● **TO DO**:
Will you write out the data exactly, excluding every picture?

● **SUPPLIED DATA**:
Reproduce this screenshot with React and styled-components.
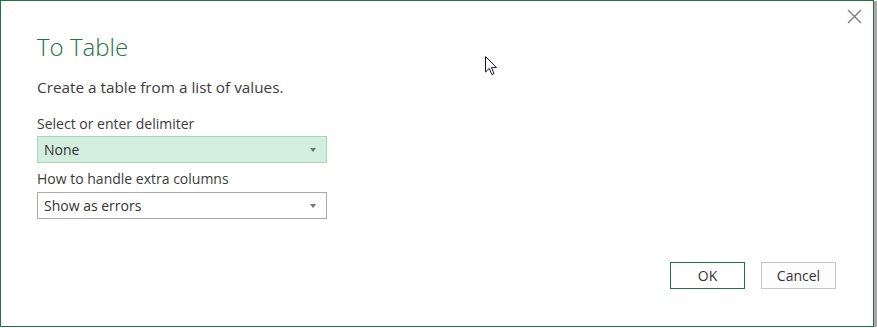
import React from "react";
import styled, { createGlobalStyle } from "styled-components";

const Global = createGlobalStyle`
  html, body { margin: 0; padding: 0; background: #ffffff; }
  body { font-family: "Segoe UI", "Open Sans", "Noto Sans", sans-serif; }
  * { box-sizing: border-box; }
`;

const Dialog = styled.div`
  position: relative;
  width: 874px;
  height: 327px;
  border: 1px solid #217346;
  background: #ffffff;
  box-shadow: 3px 1px 0 #a8a8a8;
  display: flex;
  flex-direction: column;
  padding: 30px 37px 37px 36px;
`;

const CloseButton = styled.button`
  position: absolute;
  top: 7px;
  right: 11px;
  width: 16px;
  height: 16px;
  padding: 0;
  border: none;
  background: transparent;
  display: flex;
  align-items: center;
  justify-content: center;
  cursor: pointer;
`;

const Title = styled.h1`
  margin: 0;
  font-family: "Segoe UI", "Open Sans", sans-serif;
  font-weight: 300;
  font-size: 24px;
  line-height: 32px;
  color: #217346;
`;

const Description = styled.p`
  margin: 14px 0 0 0;
  font-size: 15.3px;
  line-height: 20px;
  color: #3b3b3b;
`;

const Label = styled.div`
  margin-top: ${(p) => p.$gap}px;
  font-size: 14px;
  line-height: 20px;
  color: #3b3b3b;
`;

const Select = styled.div`
  margin-top: ${(p) => p.$gap}px;
  width: 290px;
  height: 27px;
  display: flex;
  align-items: center;
  justify-content: space-between;
  padding: 0 10px 0 6px;
  font-size: 14px;
  color: #333333;
  background: ${(p) => (p.$active ? "#d3eedf" : "#ffffff")};
  border: 1px solid ${(p) => (p.$active ? "#a4dabb" : "#ababab")};
`;

const Arrow = styled.span`
  width: 0;
  height: 0;
  border-left: 3.5px solid transparent;
  border-right: 3.5px solid transparent;
  border-top: 4px solid #707070;
`;

const Footer = styled.div`
  margin-top: auto;
  display: flex;
  justify-content: flex-end;
  gap: 16px;
`;

const Button = styled.button`
  width: 75px;
  height: 27px;
  font-family: "Segoe UI", "Open Sans", sans-serif;
  font-size: 14px;
  color: #333333;
  background: ${(p) => (p.$primary ? "#ffffff" : "#fdfdfd")};
  border: 1px solid ${(p) => (p.$primary ? "#217346" : "#c6c6c6")};
  padding: 0;
  cursor: pointer;
`;

const Cursor = styled.svg`
  position: absolute;
  left: 485px;
  top: 56px;
  pointer-events: none;
`;

export default function App() {
  return (
    <>
      <Global />
      <Dialog>
        <CloseButton aria-label="Close">
          <svg width="15" height="15" viewBox="0 0 15 15">
            <path d="M1 1 L14 14 M14 1 L1 14" stroke="#7d7d7d" strokeWidth="1.4" fill="none" />
          </svg>
        </CloseButton>
        <Title>To Table</Title>
        <Description>Create a table from a list of values.</Description>
        <Label $gap={17}>Select or enter delimiter</Label>
        <Select $gap={2} $active>
          <span>None</span>
          <Arrow />
        </Select>
        <Label $gap={6}>How to handle extra columns</Label>
        <Select $gap={3}>
          <span>Show as errors</span>
          <Arrow />
        </Select>
        <Footer>
          <Button $primary>OK</Button>
          <Button>Cancel</Button>
        </Footer>
      </Dialog>
      <Cursor width="13" height="20" viewBox="0 0 13 20">
        <path
          d="M0.5 0.5 L0.5 16 L4.2 12.4 L6.8 18.5 L9 17.6 L6.5 11.6 L11.5 11.6 Z"
          fill="#ffffff"
          stroke="#1a1a2e"
          strokeWidth="1"
          strokeLinejoin="miter"
        />
      </Cursor>
    </>
  );
}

● **TASK RESULT**:
Reproduce this screenshot with React and styled-components.
import React from "react";
import styled, { createGlobalStyle } from "styled-components";

const Global = createGlobalStyle`
  html, body { margin: 0; padding: 0; background: #ffffff; }
  body { font-family: "Segoe UI", "Open Sans", "Noto Sans", sans-serif; }
  * { box-sizing: border-box; }
`;

const Dialog = styled.div`
  position: relative;
  width: 874px;
  height: 327px;
  border: 1px solid #217346;
  background: #ffffff;
  box-shadow: 3px 1px 0 #a8a8a8;
  display: flex;
  flex-direction: column;
  padding: 30px 37px 37px 36px;
`;

const CloseButton = styled.button`
  position: absolute;
  top: 7px;
  right: 11px;
  width: 16px;
  height: 16px;
  padding: 0;
  border: none;
  background: transparent;
  display: flex;
  align-items: center;
  justify-content: center;
  cursor: pointer;
`;

const Title = styled.h1`
  margin: 0;
  font-family: "Segoe UI", "Open Sans", sans-serif;
  font-weight: 300;
  font-size: 24px;
  line-height: 32px;
  color: #217346;
`;

const Description = styled.p`
  margin: 14px 0 0 0;
  font-size: 15.3px;
  line-height: 20px;
  color: #3b3b3b;
`;

const Label = styled.div`
  margin-top: ${(p) => p.$gap}px;
  font-size: 14px;
  line-height: 20px;
  color: #3b3b3b;
`;

const Select = styled.div`
  margin-top: ${(p) => p.$gap}px;
  width: 290px;
  height: 27px;
  display: flex;
  align-items: center;
  justify-content: space-between;
  padding: 0 10px 0 6px;
  font-size: 14px;
  color: #333333;
  background: ${(p) => (p.$active ? "#d3eedf" : "#ffffff")};
  border: 1px solid ${(p) => (p.$active ? "#a4dabb" : "#ababab")};
`;

const Arrow = styled.span`
  width: 0;
  height: 0;
  border-left: 3.5px solid transparent;
  border-right: 3.5px solid transparent;
  border-top: 4px solid #707070;
`;

const Footer = styled.div`
  margin-top: auto;
  display: flex;
  justify-content: flex-end;
  gap: 16px;
`;

const Button = styled.button`
  width: 75px;
  height: 27px;
  font-family: "Segoe UI", "Open Sans", sans-serif;
  font-size: 14px;
  color: #333333;
  background: ${(p) => (p.$primary ? "#ffffff" : "#fdfdfd")};
  border: 1px solid ${(p) => (p.$primary ? "#217346" : "#c6c6c6")};
  padding: 0;
  cursor: pointer;
`;

const Cursor = styled.svg`
  position: absolute;
  left: 485px;
  top: 56px;
  pointer-events: none;
`;

export default function App() {
  return (
    <>
      <Global />
      <Dialog>
        <CloseButton aria-label="Close">
          <svg width="15" height="15" viewBox="0 0 15 15">
            <path d="M1 1 L14 14 M14 1 L1 14" stroke="#7d7d7d" strokeWidth="1.4" fill="none" />
          </svg>
        </CloseButton>
        <Title>To Table</Title>
        <Description>Create a table from a list of values.</Description>
        <Label $gap={17}>Select or enter delimiter</Label>
        <Select $gap={2} $active>
          <span>None</span>
          <Arrow />
        </Select>
        <Label $gap={6}>How to handle extra columns</Label>
        <Select $gap={3}>
          <span>Show as errors</span>
          <Arrow />
        </Select>
        <Footer>
          <Button $primary>OK</Button>
          <Button>Cancel</Button>
        </Footer>
      </Dialog>
      <Cursor width="13" height="20" viewBox="0 0 13 20">
        <path
          d="M0.5 0.5 L0.5 16 L4.2 12.4 L6.8 18.5 L9 17.6 L6.5 11.6 L11.5 11.6 Z"
          fill="#ffffff"
          stroke="#1a1a2e"
          strokeWidth="1"
          strokeLinejoin="miter"
        />
      </Cursor>
    </>
  );
}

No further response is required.